At length in 1855 King Frederick William IV yielded to sentimental rather than to political argument and sanctioned his nephew's offer of marriage. On 14 Sept. of the same year the young prince arrived at Balmoral. A few days later Queen Victoria and Prince Albert accepted his proposal for the hand of the princess. She was fifteen and he was twenty-four, although young for his age. The parents at first desired that the child princess should know nothing of the plan until after her confirmation (Letters of Queen Victoria, iii. 186). But an excursion with the princess on 29 Sept. to Craig-na-Ben gave the prince his opportunity. 'He picked a white piece of heather (the emblem of good luck), which he gave to the princess, and this enabled him to make an allusion to his hopes and wishes' (Journal of our Life in the Highlands, p. 154). On 1 Oct. the prince left Balmoral; it was understood that the marriage should take place after the girl's seventeenth birthday. Henceforth her education was pursued with a special eye to her future position. The prince consort himself devoted an hour a day to her instruction. He discussed with her current social and political questions and fostered liberal and enlightened sympathies. At his suggestion she translated into English Johann Gustav Droysen's 'Karl August und die Deutsche Politik' (Weimar, 1857), a plea for a liberal national policy in Germany. The princess now first took part in social fimctions. On 8 May 1856 she made her début at a court ball at Buckingham Palace. On 20 March the same year she was confirmed by John Bird Sumner [q. v.], archbishop of Canterbury, in the private chapel of Windsor Castle.
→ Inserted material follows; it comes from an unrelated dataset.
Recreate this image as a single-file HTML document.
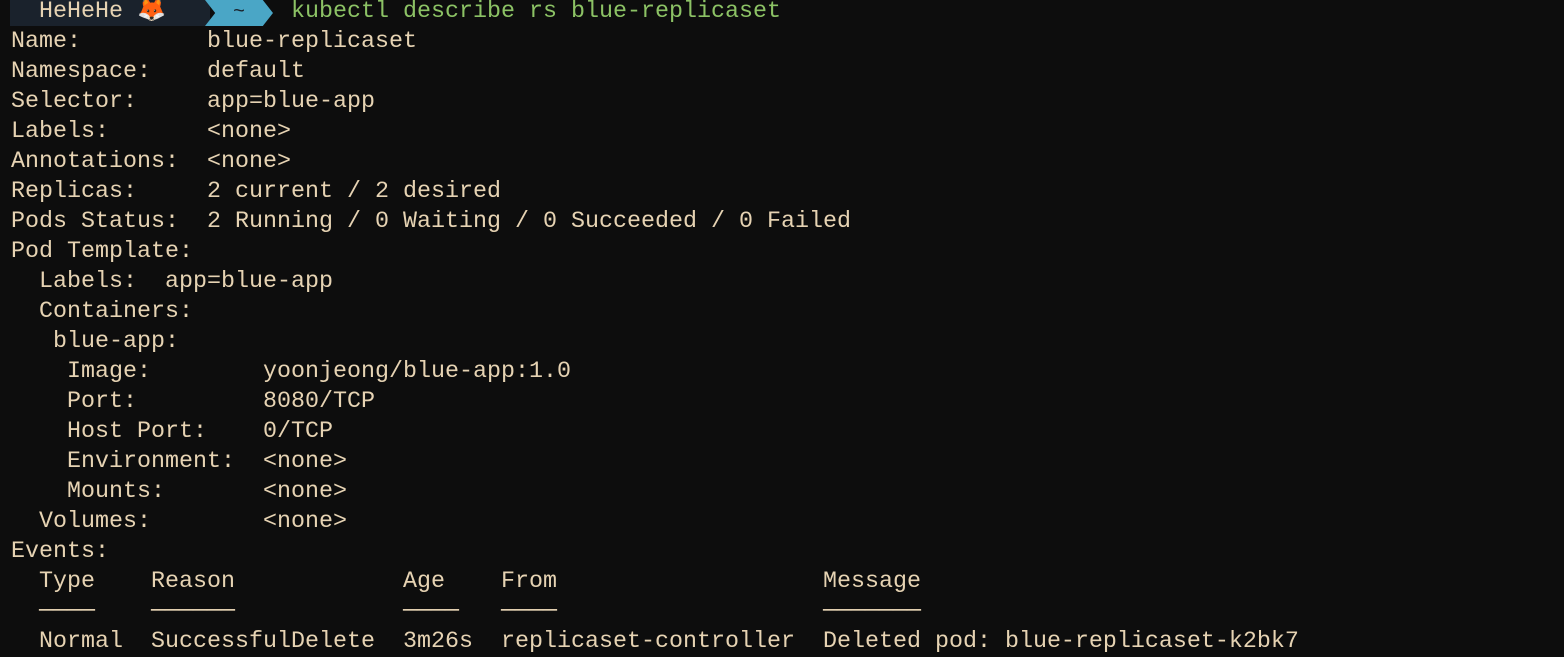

The betrothal was not publicly announced until 29 April 1856, on the conclusion of the Crimean war by the treaty of Paris. But the secret had leaked out already, and the news was received coolly in both countries. 'The Times' (3 Oct. 1855) poured contempt on Prussia and its king. On 19 May 1857 Parliament voted a dowry of 40,000l, with an annuity of 4000l. In June Prince Frederick, accompanied by Count Moltke, came to England, and made his first public appearance with the princess at the Manchester Art Exhibition (29 June). The marriage negotiations were not concluded with the Prussian court without a hitch. Queen Victoria refused the Prussian proposal that the marriage should take place at Berlin. 'Whatever may be the practice of Prussian princes,' she wrote to Lord Clarendon [q. v.], secretary for foreign affairs, ' it is not every day that one marries the daughter of the Queen of England' (Letters of Queen Victoria, iii. 321). Accordingly the marriage was fixed to take place in London early in 1858. The bridegroom arrived in London on 23 Jan. and the marriage was celebrated in the chapel royal, St. James's Palace, on the 25th. The honeymoon was spent at Windsor. The public was at length moved to enthusiasm. Richard Cobden hailed the bride as 'England's daughter' (ib. iii. 334). On 2 Feb. she and her husband embarked at Gravesend for Germany.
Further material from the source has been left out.